Beta pleated sheets are also a much more loose option when hydrogen bonding occurs along the amino acid.

For the secondary protein structure to change into a tertiary structure three more types of bonding need to occur. Firstly, as already discussed, hydrogen bonds form between any form of R group. This includes any strong polar groups, such as -NH-, -CO-, -OH- groups. Disulfide bonds also need to occur between the two sulfur-containing cysteine molecules. The disulfide bonds are strong covalent bonds and can only be broken using a reducing agent. Ionic bonds also occur between NH3+ and COO- groups. Due to the ionised nature of these bonds however, they can be easily broken by changing the pH of the environment. Lastly. Weal hydrophobic interactions hold non-polar R groups together/ The R groups tend to stay together mostly because they are repelled by the watery environment surrounding them. After this is complete the protein molecule becomes a compact structure resulting from the three dimensional coiling of the already folded chain of amino acids.

During this complicated process, mutations can cause the protein to fold incorrectly.The body reacts to misfolded proteins by introducing chaperones. In patients who suffer from PD (or suffer from an age related decline in health ) the chaperones do not properly target the cell. Polyubiquitination, a natural process, is overexpressed causing proteasomal degradation and causes misfolding in proteins, specifically -synuclein.
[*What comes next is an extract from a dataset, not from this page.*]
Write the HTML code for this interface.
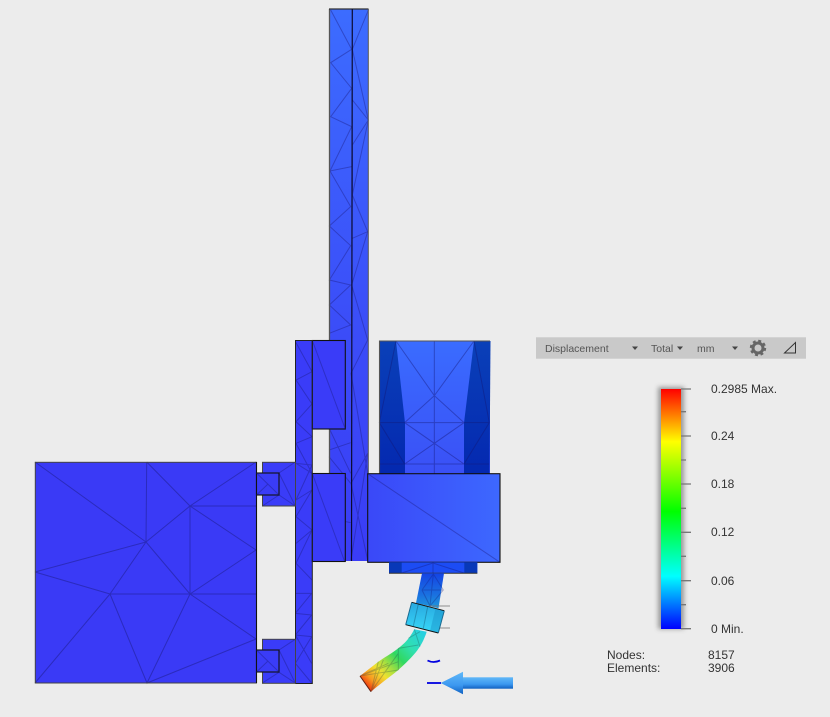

However, as we age, proteasomal dysfunction and chaperone activity is impaired, causing an excess in misfolded proteins which further inhibits the activity of the proteasome, which then is inhibited even more and so cannot degenerate the increasing excess of misfolded proteins which compromise the proteasome further. Protein aggregates are incredibly toxic and dangerous to the body, having potential to deform other cells or halt/ compromise the intracellular network in neurons. Toxic protein aggregations can also cause a cell to create cytoplasmic protein inclusions. Misfolded proteins do not directly cause apoptosis, but rather the active process of removing the proteins themselves. In inherited PD, pathogenic mutations are believed to be the cause of the disease, with the mutations causing abnormal protein conformations, or with mutations inherited in areas of other proteins responsible in recognizing/ processing misfolded proteins, which therefore allows build up of neurotoxicity to be left unchecked. On the other hand, research has not yet revealed the true cause that triggers dysfunctional protein metabolism. Some triggers include oxidative stress through damage caused by ROS superoxide radicals and through the oxidation of -synuclein, a protein that has a higher probability of aggregating when oxidatively modified. This oxidative modification is caused mainly by exposure to pesticides and herbicides, which initiate aggregation (and increase the probability of misfolding) of a-synuclein. However mutations in a synuclein add a genetic risk to the carrier of PD, as this forms an inherited form of PD. The fact that the body uses such massive measures, going as far as apoptosis, to get rid of any aggregated proteins, clearly shows us that misfolded proteins are neurotoxic and one of the major factors of dopaminergic neuron loss.